Macroeconomics: The Day Ahead for 20 December

** PLEASE NOTE: this is the final edition of this “Good Morning” update for 2024.**

We wish all our readers a wonderful holiday season, and a happy, healthy and prosperous 2025.

  • UK Retail Sales and Japan national CPI to digest ahead of US Personal Income/PCE and Canada Retail Sales as trading winds down for the year; Russia and Colombia rate decisions

  • UK: tepid rebound in Retail Sales underlines weak underlying trend, even if some of weakness attributable to Storm Bert

  • USA: Personal Income and PCE set to echo hourly earnings and Retail Sales, very average m/m rise in deflators as base effects set to push y/y rates higher

EVENTS PREVIEW

Markets are now on full wind down ahead of the holiday season and year end, and with the major central bank meetings in the rear-view mirror, the primary incentive will be to scale back exposures ahead of thin trading conditions, and wait for the New Year. The data schedule is quite busy, with UK Retail Sales and PSNB Budget data to digest ahead of Italian confidence surveys, Canadian Retail Sales, US Personal Income, PCE and final Michigan Sentiment. As expected, China’s 1 and 5-yr Loan Prime Rate fixings saw rates left unchanged, while there are rate decisions in Russia and Colombia. Russia’s Bank Rossiya is expected to hike rates a further 200 bps to 23.0%, as it continues to try and curb the rapid rise in CPI, and a very weak RUB, with imbalances in the economy due to so much output and labour capacity being deployed to defence, as well as the impact of sanctions. Last but not least Colombia’s BCR is expected to cut rates by a further 50 bps to 9.25%, bringing this year’s cumulative easing to a total 400 bps, and perhaps some risk of a larger 75 bps cut, given that October’s vote was a very close 4-3, with the minority favouring a larger cut. While it is expected to signal room to cut rates further, inflation remains elevated, and increasing concerns about fiscal policy, allied with persistent COP weakness may soon curb the central bank’s scope to ease policy further. The other talking point will be a renewed failure to pass a US stop-gap funding bill, which in contrast to the prior proposal was backed by Trump, underlining that the assumption with Republicans in charge (though not currently) of Congress and having the presidency, passing legislation, above all related to the Budget and the debt ceiling, should become less problematic, is far from assured.

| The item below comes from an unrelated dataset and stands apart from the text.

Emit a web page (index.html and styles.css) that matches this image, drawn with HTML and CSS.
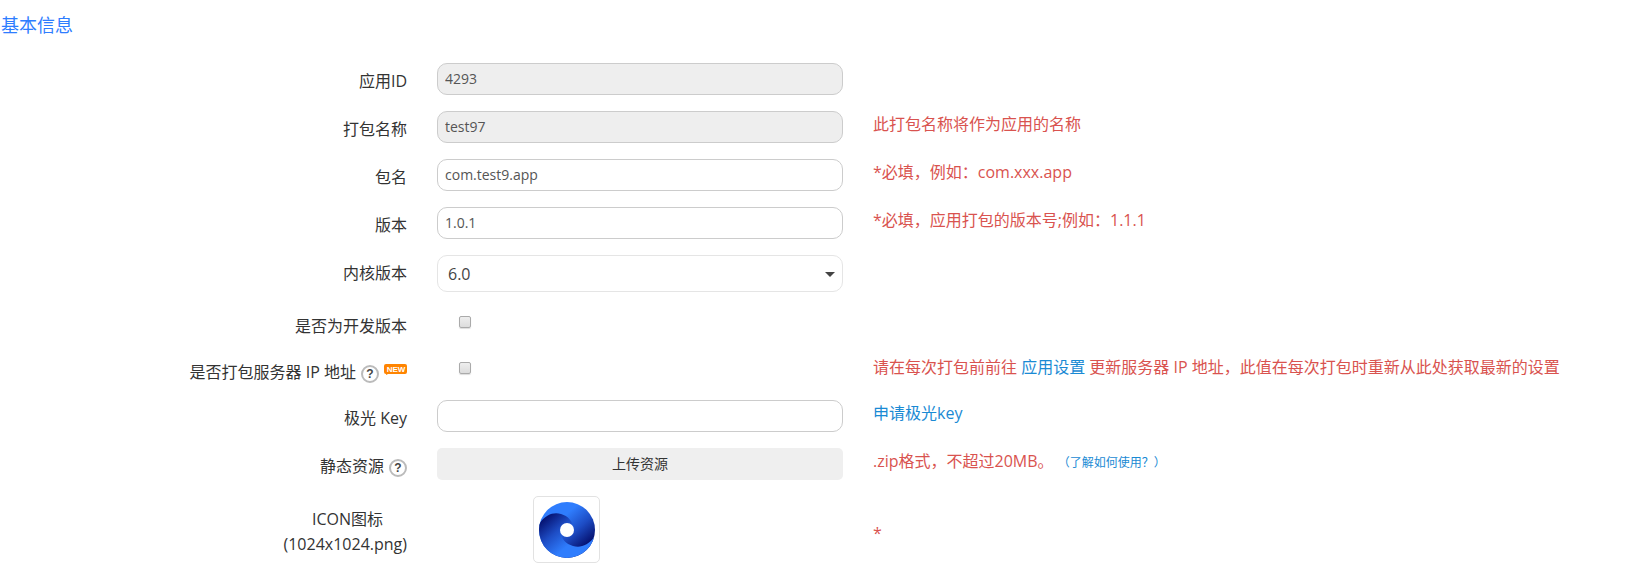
FILE: index.html
```html
<!DOCTYPE html>
<html lang="zh-CN">
<head>
<meta charset="utf-8">
<meta name="viewport" content="width=device-width, initial-scale=1">
<title>基本信息</title>
<link rel="stylesheet" href="styles.css">
</head>
<body>
<main>
  <h1 class="title">基本信息</h1>
  <form class="form">
    <div class="row">
      <label class="label" for="app-id">应用ID</label>
      <input class="input" id="app-id" type="text" value="4293" readonly>
    </div>
    <div class="row">
      <label class="label" for="pack-name">打包名称</label>
      <input class="input" id="pack-name" type="text" value="test97" readonly>
      <p class="hint">此打包名称将作为应用的名称</p>
    </div>
    <div class="row">
      <label class="label" for="package">包名</label>
      <input class="input" id="package" type="text" value="com.test9.app">
      <p class="hint">*必填，例如：com.xxx.app</p>
    </div>
    <div class="row">
      <label class="label" for="version">版本</label>
      <input class="input" id="version" type="text" value="1.0.1">
      <p class="hint">*必填，应用打包的版本号;例如：1.1.1</p>
    </div>
    <div class="row">
      <label class="label" for="core">内核版本</label>
      <div class="select-wrap">
        <select class="select" id="core"><option>6.0</option></select>
        <svg class="caret" viewBox="0 0 10 5" aria-hidden="true"><path d="M0 0h10L5 5z"/></svg>
      </div>
    </div>
    <div class="row">
      <label class="label" for="dev">是否为开发版本</label>
      <div class="check-cell"><input class="check" id="dev" type="checkbox"></div>
    </div>
    <div class="row">
      <div class="label">
        <label for="pack-ip">是否打包服务器 IP 地址</label>
        <span class="help">?</span>
        <svg class="new" viewBox="0 0 23 11" role="img" aria-label="NEW">
          <path d="M2 0h19q2 0 2 2v6q0 2-2 2H4L2 11V10Q0 10 0 8V2q0-2 2-2z"/>
          <text x="12" y="8" text-anchor="middle">NEW</text>
        </svg>
      </div>
      <div class="check-cell"><input class="check" id="pack-ip" type="checkbox"></div>
      <p class="hint">请在每次打包前前往 <a href="#settings">应用设置</a> 更新服务器 IP 地址，此值在每次打包时重新从此处获取最新的设置</p>
    </div>
    <div class="row">
      <label class="label" for="key">极光 Key</label>
      <input class="input" id="key" type="text">
      <p class="hint"><a href="#key-apply">申请极光key</a></p>
    </div>
    <div class="row">
      <div class="label">
        <label for="upload">静态资源</label>
        <span class="help">?</span>
      </div>
      <button class="upload" id="upload" type="button">上传资源</button>
      <p class="hint">.zip格式，不超过20MB。 <a class="small" href="#usage">（了解如何使用？）</a></p>
    </div>
    <div class="row row-icon">
      <label class="label label-icon" for="icon"><span class="label-line">ICON图标</span><span>(1024x1024.png)</span></label>
      <button class="icon-box" id="icon" type="button">
        <svg class="logo" viewBox="0 0 56 56" aria-hidden="true">
          <defs>
            <clipPath id="disc"><circle cx="28" cy="28" r="28"/></clipPath>
            <linearGradient id="left" gradientUnits="userSpaceOnUse" x1="1" y1="19" x2="25" y2="47">
              <stop offset="0" stop-color="#05106e"/><stop offset="0.5" stop-color="#1d4cc4"/><stop offset="1" stop-color="#2f7dfd"/>
            </linearGradient>
            <linearGradient id="right" gradientUnits="userSpaceOnUse" x1="55" y1="37" x2="31" y2="9">
              <stop offset="0" stop-color="#05106e"/><stop offset="0.5" stop-color="#1d4cc4"/><stop offset="1" stop-color="#2f7dfd"/>
            </linearGradient>
          </defs>
          <g clip-path="url(#disc)">
            <path fill="url(#right)" d="M0 0H56V56H0Z"/>
            <path fill="url(#left)" d="M0 22C7 12 15 10 22 12C29 14 34 19 35 28H21C22 37 27 42 34 44C41 46 49 44 56 34V56H0Z"/>
          </g>
          <circle cx="28" cy="28" r="7" fill="#fff"/>
        </svg>
      </button>
      <p class="hint">*</p>
    </div>
  </form>
</main>
</body>
</html>
```

FILE: styles.css
```css
* { box-sizing: border-box; }

body {
  margin: 0;
  background: #fff;
  color: #333;
  font: 16px/22px "Open Sans", "Noto Sans CJK SC", sans-serif;
}

.title {
  margin: 0;
  padding: 12px 1px 25px;
  color: #2e7dff;
  font-size: 18px;
  font-weight: 400;
  line-height: 26px;
}

.form {
  display: grid;
  gap: 16px;
  padding-bottom: 14px;
}

.row {
  display: grid;
  grid-template-columns: 407fr 406fr 776fr;
  column-gap: 30px;
  align-items: start;
  min-height: 30px;
}

.label {
  display: flex;
  justify-content: flex-end;
  height: 30px;
  padding-top: 7px;
  white-space: nowrap;
}

.input,
.select,
.upload,
.icon-box {
  font-family: inherit;
}

.input {
  width: 100%;
  height: 32px;
  padding: 0 7px 2px;
  border: 1px solid #ccc;
  border-radius: 10px;
  background: #fff;
  color: #555;
  font-size: 14px;
}

.input:read-only { background: #eee; }

.select-wrap { position: relative; }

.select {
  display: block;
  width: 100%;
  height: 37px;
  padding: 0 10px;
  appearance: none;
  border: 1px solid #e5e5e5;
  border-radius: 10px;
  background: #fff;
  color: #444;
  font-size: 16px;
}

.caret {
  position: absolute;
  top: 17px;
  right: 8px;
  width: 10px;
  height: 5px;
  fill: #444;
  pointer-events: none;
}

.check-cell {
  display: flex;
  padding: 8px 22px 0;
}

.check {
  width: 12px;
  height: 12px;
  margin: 0;
  appearance: none;
  border: 1px solid #aaa;
  border-radius: 2px;
  background: linear-gradient(#eee, #dcdcdc);
  box-shadow: 0 1px 1px #ddd;
}

.check:checked { background: #777; }

.help {
  width: 18px;
  height: 18px;
  margin: 4px 0 0 5px;
  border: 2px solid #bbb;
  border-radius: 50%;
  color: #444;
  font: bold 12px/14px "Liberation Sans", sans-serif;
  text-align: center;
}

.new {
  width: 23px;
  height: 11px;
  margin: 3px 0 0 5px;
  fill: #ff8400;
}

.new text {
  fill: #fff;
  font: bold 8px "Liberation Sans", sans-serif;
}

.hint {
  margin: 0;
  padding-top: 2px;
  color: #d9534f;
  white-space: nowrap;
}

a {
  color: #1a8ad4;
  text-decoration: none;
}

.small { font-size: 12px; }

.upload {
  height: 32px;
  padding: 0 6px 2px;
  border: 0;
  border-radius: 5px;
  background: #efefef;
  color: #333;
  font-size: 14px;
}

.row-icon .hint { padding-top: 26px; }

.label-icon {
  flex-direction: column;
  align-items: flex-end;
  justify-content: flex-start;
  height: auto;
  padding-top: 11px;
  line-height: 25px;
}

.label-line { padding-right: 24px; }

.icon-box {
  width: 67px;
  height: 67px;
  margin-left: 96px;
  padding: 4px;
  border: 1px solid #e2e2e2;
  border-radius: 5px;
  background: #fff;
}

.logo {
  display: block;
  width: 56px;
  height: 56px;
  margin: 0 auto;
}
```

** U.K. – November Retail Sales **

– A tepid bounce in Retail Sales of just 0.2% m/m underscores why there were 3 dissents (all voting for a 25 bps rate cut) at yesterday’s MPC meeting. While food sales staged a recovery, weakness in clothing sales offset much of this. Some of the weakness may be attributable to Storm Bert, but the underlying trend remains sluggish, and touting the rise in real disposable incomes (above all emphasized by the jump in Average Weekly Earnings earlier this week) misses the point that with a good deal of doom and gloom about the economic outlook being peddled by the media, above all post Budget, and the government seemingly stumbling from one mishap to another, consumers are hardly likely to feel minded to unlock their purse strings.

** U.S.A. – November Personal Income / PCE **

– While the Fed has clearly pivoted back to a greater focus on inflation, amid less (immediate) concern about the labour market, it is difficult to see how today’s data will have a significant impact on either FOMC thinking on rates, or market rate expectations. Personal Income is expected to echo the solid increase in Average Hourly Earnings at 0.4% m/m, and PCE to echo Retail Sales with a rise of 0.5%. The PCE deflators are both seen up a very average 0.2% m/m, which thanks to adverse base effects would push up y/y rates to 2.5% and 2.9%, the latter underlining the Fed’s now very cautious view on the rate outlook.